• **SHORT PROBLEM**
Give back exactly the lines from the beginning of the listing below to the line holding "const [link, setLink] = useState('');", both ends included; the pictures stay out.
:: STORED RECORDS
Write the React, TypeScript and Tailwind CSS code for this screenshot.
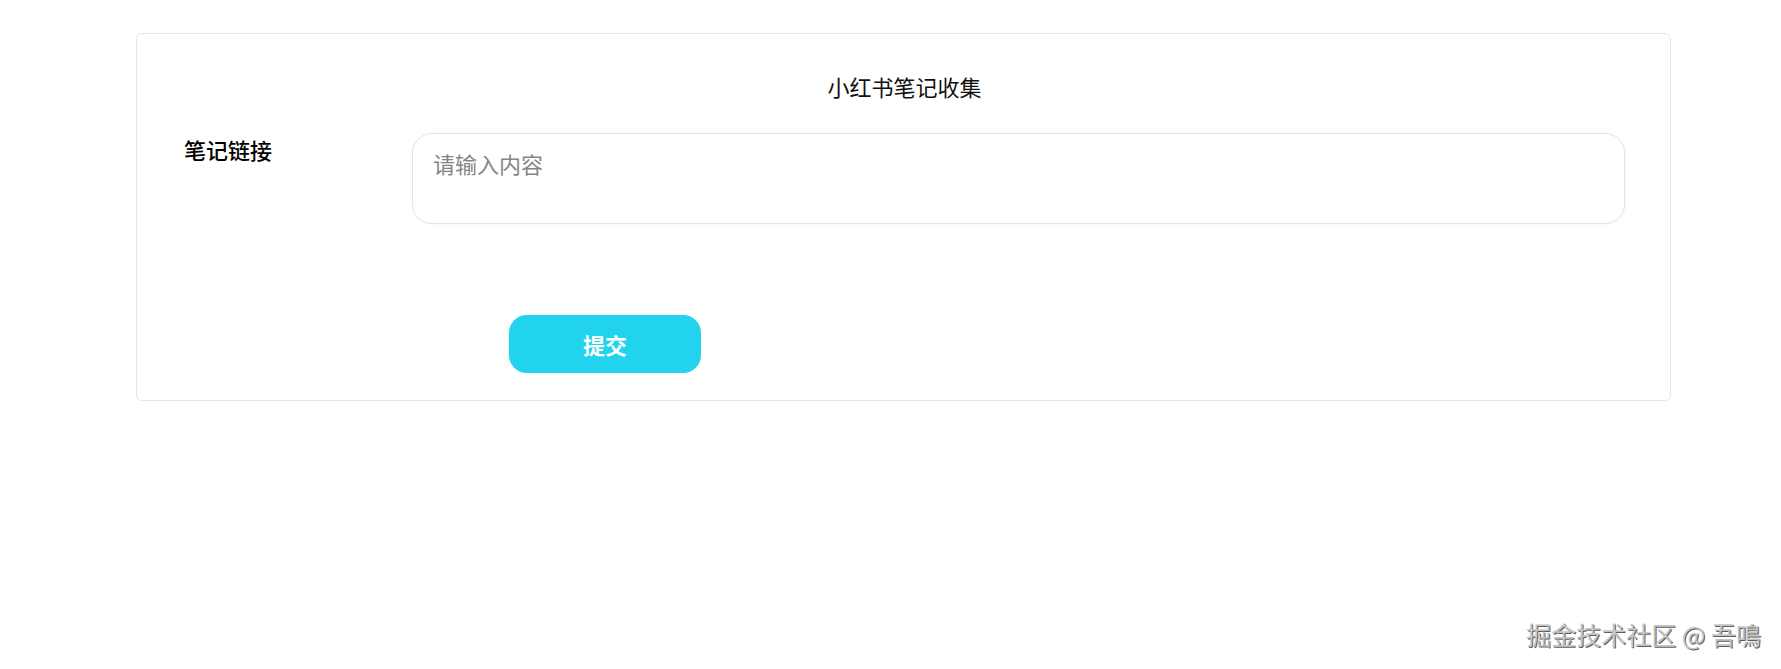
import React, { useState } from 'react';

const cjk = "font-['Noto_Sans_CJK_SC','Noto_Sans',sans-serif]";

const NoteCollector: React.FC = () => {
  const [link, setLink] = useState('');

  const handleSubmit = () => {
    if (!link.trim()) return;
    setLink('');
  };

  return (
    <div className={`relative w-full h-[669px] bg-white overflow-hidden ${cjk}`}>
      <div className="ml-[136px] mt-[33px] w-[1535px] border border-[#e6e6e6] rounded-[6px] bg-white pt-[36px] pb-[27px] pl-[47px] pr-[45px]">
        <h1 className="text-center text-[22px] leading-[32px] font-normal text-[#111]">小红书笔记收集</h1>

        <div className="mt-[31px] flex items-start">
          <label className="w-[228px] shrink-0 text-[22px] leading-[32px] font-medium text-black">笔记链接</label>
          <textarea
            value={link}
            onChange={e => setLink(e.target.value)}
            placeholder="请输入内容"
            className="flex-1 h-[91px] resize-none rounded-[20px] border border-[#e3e3e3] bg-white px-[20px] pt-[13px] text-[22px] leading-[32px] text-[#222] placeholder:text-[#858585] outline-none shadow-[1px_1px_3px_rgba(0,0,0,0.03)]"
          />
        </div>

        <div className="mt-[91px] pl-[325px]">
          <button
            onClick={handleSubmit}
            className="w-[192px] h-[58px] rounded-[18px] bg-[#22d3ee] text-white text-[22px] font-semibold hover:bg-[#1cc4de] transition-colors"
          >
            提交
          </button>
        </div>
      </div>

      <div className="absolute right-[20px] bottom-[20px] text-[25px] leading-[30px] font-normal text-[#c4c4c4] [text-shadow:1px_1px_0_#5f5f5f] select-none">
        掘金技术社区 @ 吾鳴
      </div>
    </div>
  );
};

export default function App() {
  return <NoteCollector />;
}
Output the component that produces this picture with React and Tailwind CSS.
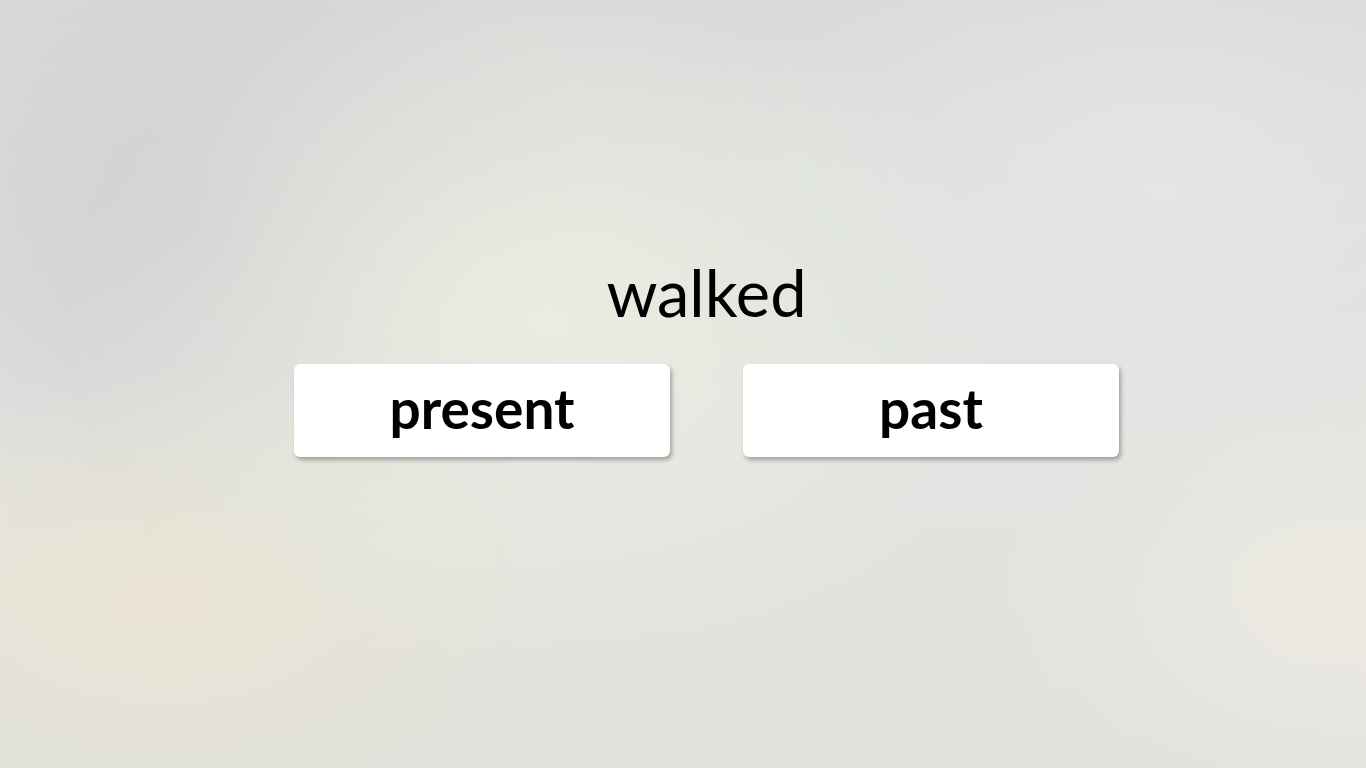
::::
• **RESPONSE TO THE EXERCISE**
Write the React, TypeScript and Tailwind CSS code for this screenshot.
import React, { useState } from 'react';

const cjk = "font-['Noto_Sans_CJK_SC','Noto_Sans',sans-serif]";

const NoteCollector: React.FC = () => {
  const [link, setLink] = useState('');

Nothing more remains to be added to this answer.